Rise and fall of (Fast)CGI
Early days of services development for internet were pretty dark. At the very beginning there little to no reason to have any actual logic in the back of a web page because page of the nature of those pages. HTML back in 1999 was meant to be read and mostly by a very few people. And such as there was no need to pass anything back to server, there was no backend.
Then things developed and there were forms. And forms were nice and all and let you finally pass some data back to the server and process it. And there we have all of the early web-dot-com developments based on a simple idea of passing a form data back to server. But this is a moment when all of the modern vulnerabilities come from from XSRF to SQL injections - its all about user input at its core.
So handing this data from clients was given to a special programs adhering to Common Gateway Interface - CGI.

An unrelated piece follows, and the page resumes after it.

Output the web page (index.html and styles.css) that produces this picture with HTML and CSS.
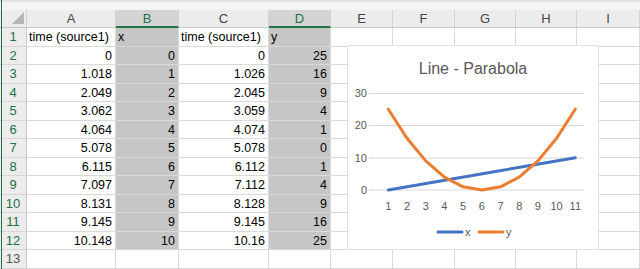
FILE: index.html
```html
<!DOCTYPE html>
<html lang="en">
<head>
    <meta charset="UTF-8">
    <title>Line - Parabola</title>
    <link rel="stylesheet" href="styles.css">
</head>
<body>
<div class="sheet">
    <div class="bar"></div>

    <div class="hd corner"><span class="tri"></span></div>
    <div class="hd">A</div><div class="hd on">B</div><div class="hd">C</div><div class="hd on">D</div>
    <div class="hd">E</div><div class="hd">F</div><div class="hd">G</div><div class="hd">H</div><div class="hd">I</div>

    <div class="rh">1</div>
    <div class="c">time (source1)</div><div class="c sel">x</div><div class="c">time (source1)</div><div class="c sel">y</div>
    <div class="c"></div><div class="c"></div><div class="c"></div><div class="c"></div><div class="c"></div>

    <div class="rh">2</div>
    <div class="c num">0</div><div class="c num sel">0</div><div class="c num">0</div><div class="c num sel">25</div>
    <div class="c"></div><div class="c"></div><div class="c"></div><div class="c"></div><div class="c"></div>

    <div class="rh">3</div>
    <div class="c num">1.018</div><div class="c num sel">1</div><div class="c num">1.026</div><div class="c num sel">16</div>
    <div class="c"></div><div class="c"></div><div class="c"></div><div class="c"></div><div class="c"></div>

    <div class="rh">4</div>
    <div class="c num">2.049</div><div class="c num sel">2</div><div class="c num">2.045</div><div class="c num sel">9</div>
    <div class="c"></div><div class="c"></div><div class="c"></div><div class="c"></div><div class="c"></div>

    <div class="rh">5</div>
    <div class="c num">3.062</div><div class="c num sel">3</div><div class="c num">3.059</div><div class="c num sel">4</div>
    <div class="c"></div><div class="c"></div><div class="c"></div><div class="c"></div><div class="c"></div>

    <div class="rh">6</div>
    <div class="c num">4.064</div><div class="c num sel">4</div><div class="c num">4.074</div><div class="c num sel">1</div>
    <div class="c"></div><div class="c"></div><div class="c"></div><div class="c"></div><div class="c"></div>

    <div class="rh">7</div>
    <div class="c num">5.078</div><div class="c num sel">5</div><div class="c num">5.078</div><div class="c num sel">0</div>
    <div class="c"></div><div class="c"></div><div class="c"></div><div class="c"></div><div class="c"></div>

    <div class="rh">8</div>
    <div class="c num">6.115</div><div class="c num sel">6</div><div class="c num">6.112</div><div class="c num sel">1</div>
    <div class="c"></div><div class="c"></div><div class="c"></div><div class="c"></div><div class="c"></div>

    <div class="rh">9</div>
    <div class="c num">7.097</div><div class="c num sel">7</div><div class="c num">7.112</div><div class="c num sel">4</div>
    <div class="c"></div><div class="c"></div><div class="c"></div><div class="c"></div><div class="c"></div>

    <div class="rh">10</div>
    <div class="c num">8.131</div><div class="c num sel">8</div><div class="c num">8.128</div><div class="c num sel">9</div>
    <div class="c"></div><div class="c"></div><div class="c"></div><div class="c"></div><div class="c"></div>

    <div class="rh">11</div>
    <div class="c num">9.145</div><div class="c num sel">9</div><div class="c num">9.145</div><div class="c num sel">16</div>
    <div class="c"></div><div class="c"></div><div class="c"></div><div class="c"></div><div class="c"></div>

    <div class="rh">12</div>
    <div class="c num">10.148</div><div class="c num sel">10</div><div class="c num">10.16</div><div class="c num sel">25</div>
    <div class="c"></div><div class="c"></div><div class="c"></div><div class="c"></div><div class="c"></div>

    <div class="rh off">13</div>
    <div class="c"></div><div class="c"></div><div class="c"></div><div class="c"></div>
    <div class="c"></div><div class="c"></div><div class="c"></div><div class="c"></div><div class="c"></div>

    <!-- chart floats over E2:I12 -->
    <div class="chart">
        <svg width="250" height="203" viewBox="0 0 250 203">
            <text class="title" x="125" y="28" text-anchor="middle">Line - Parabola</text>

            <g class="grid">
                <line x1="21" y1="47.5" x2="236" y2="47.5"/>
                <line x1="21" y1="79.5" x2="236" y2="79.5"/>
                <line x1="21" y1="112" x2="236" y2="112"/>
                <line x1="21" y1="144" x2="236" y2="144"/>
            </g>

            <g class="axis" text-anchor="end">
                <text x="19" y="51">30</text>
                <text x="19" y="83">20</text>
                <text x="19" y="116">10</text>
                <text x="19" y="148">0</text>
            </g>

            <g class="axis" text-anchor="middle">
                <text x="40.3" y="164">1</text>
                <text x="59" y="164">2</text>
                <text x="77.7" y="164">3</text>
                <text x="96.4" y="164">4</text>
                <text x="115.1" y="164">5</text>
                <text x="133.8" y="164">6</text>
                <text x="152.5" y="164">7</text>
                <text x="171.2" y="164">8</text>
                <text x="189.9" y="164">9</text>
                <text x="208.6" y="164">10</text>
                <text x="227.3" y="164">11</text>
            </g>

            <polyline class="ln blue" points="40.3,144 227.3,111.7"/>
            <polyline class="ln orange" points="40.3,63.2 59,92.3 77.7,114.9 96.4,131.1 115.1,140.8 133.8,144 152.5,140.8 171.2,131.1 189.9,114.9 208.6,92.3 227.3,63.2"/>

            <line class="ln blue" x1="90" y1="186" x2="114" y2="186"/>
            <text class="axis" x="117" y="190">x</text>
            <line class="ln orange" x1="131" y1="186" x2="155" y2="186"/>
            <text class="axis" x="158" y="190">y</text>
        </svg>
    </div>
</div>
</body>
</html>
```

FILE: styles.css
```css
body {
    margin: 0;
    background: #fff;
    font-family: "Liberation Sans", Arial, sans-serif;
    font-size: 12.5px;
    color: #000;
    overflow: hidden;
}
.sheet {
    position: relative;
    display: grid;
    grid-template-columns: 27px 89px 63px 90px 62px 62px 62px 61px 61px 63px;
    grid-template-rows: 10px 18px repeat(13, 18.5px);
    width: 640px;
    height: 269px;
}
/* window edge */
.sheet::after {
    content: "";
    position: absolute;
    left: 1px;
    top: 0;
    bottom: 0;
    width: 1px;
    background: #217346;
}
.bar {
    grid-column: 1 / -1;
    background: #f4f4f4;
    border-top: 2px solid #e2e2e2;
}
.hd {
    background: #ececec;
    border-right: 1px solid #d2d2d2;
    border-bottom: 1px solid #c9c9c9;
    text-align: center;
    color: #444;
    font-size: 13px;
    line-height: 17px;
    box-sizing: border-box;
}
.hd.on {
    background: #d3d3d3;
    color: #217346;
    border-bottom: 2px solid #217346;
}
.corner {
    display: flex;
    justify-content: flex-end;
    align-items: flex-end;
    padding: 0 2px 3px 0;
}
.tri {
    width: 0;
    height: 0;
    border-left: 12px solid transparent;
    border-bottom: 12px solid #b7b7b7;
}
.rh {
    background: #ececec;
    border-right: 1px solid #c9c9c9;
    border-bottom: 1px solid #d6d6d6;
    text-align: center;
    color: #217346;
    font-size: 13px;
    line-height: 18px;
    box-sizing: border-box;
}
.rh.off {
    color: #555;
}
.c {
    border-right: 1px solid #dadada;
    border-bottom: 1px solid #dadada;
    padding: 0 3px 0 2px;
    line-height: 18px;
    white-space: nowrap;
    overflow: hidden;
    box-sizing: border-box;
}
.num {
    text-align: right;
}
.sel {
    background: #c6c6c6;
    border-color: #d8d8d8;
}
.chart {
    position: absolute;
    left: 348px;
    top: 46px;
    width: 250px;
    height: 203px;
    background: #fff;
    box-shadow: 0 0 0 1px #e2e2e2;
}
.chart svg {
    display: block;
    font-family: "Liberation Sans", Arial, sans-serif;
}
.title {
    font-size: 16px;
    fill: #595959;
}
.axis {
    font-size: 11px;
    fill: #595959;
}
.grid line {
    stroke: #d9d9d9;
    stroke-width: 1;
}
.ln {
    fill: none;
    stroke-width: 3;
    stroke-linecap: round;
    stroke-linejoin: round;
}
.blue {
    stroke: #4472c4;
}
.orange {
    stroke: #ed7d31;
}
```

That software doesn’t need to be part of the webserver software itself. It can be a separate program, called by the webserver software when a request comes in, and responding by returning the constructed document to the webserver software, which in turn sends it back to the requesting client (usually, a web browser that displays it to the end user). In the early days, such programs were usually small and written in a scripting language; hence, they were known as scripts. (from Wikipedia)
But CGI wasn’t all that great really. Truth is it was pretty bad and was prone to some design problems. Main thing was the fact that web server spawned a new process on every request, not a very performance wise idea. And even as external script, CGI programs were subject to numerous security attack.
CGI scripts are potential security holes even though you run your server as “nobody”. A subverted CGI script running as “nobody” still has enough privileges to mail out the system password file, examine the network information maps, or launch a log-in session on a high numbered port (it just needs to execute a few commands in Perl to accomplish this). Even if your server runs in a chroot directory, a buggy CGI script can leak sufficient system information to compromise the host. (from w3.org)
Enter the Kore
The Kore Framework is a minimalistic and secure C framework to build backend of all kinds. And most obvious reason to use it is it’s TLS first by design, no plain data ever. You can check the list of features to be sure that Kore supports what you need.
But for me Kore is basically all there is a need for to just handle and serve requests fast and surprisingly easy (we’re talking C here, not ever C++). The framework is geared towards state-machine services where state itself can be both client and server side. For server side storage Kore providers wrappers over
libpq to allow async database operations.
It is pretty easy to combine Kore with several other C libraries such as
libev to get a full functional async state machine powering your APIs.
The framework has built-in workers support but I don’t have any performance information yet. Probably I will end up doing the measurements myself.
So I think I really see some potential for it and so I am building a service called Servo to tinker with Kore more intimately and see for myself. I will write more about it when it is mature enough to showcase a demo with it.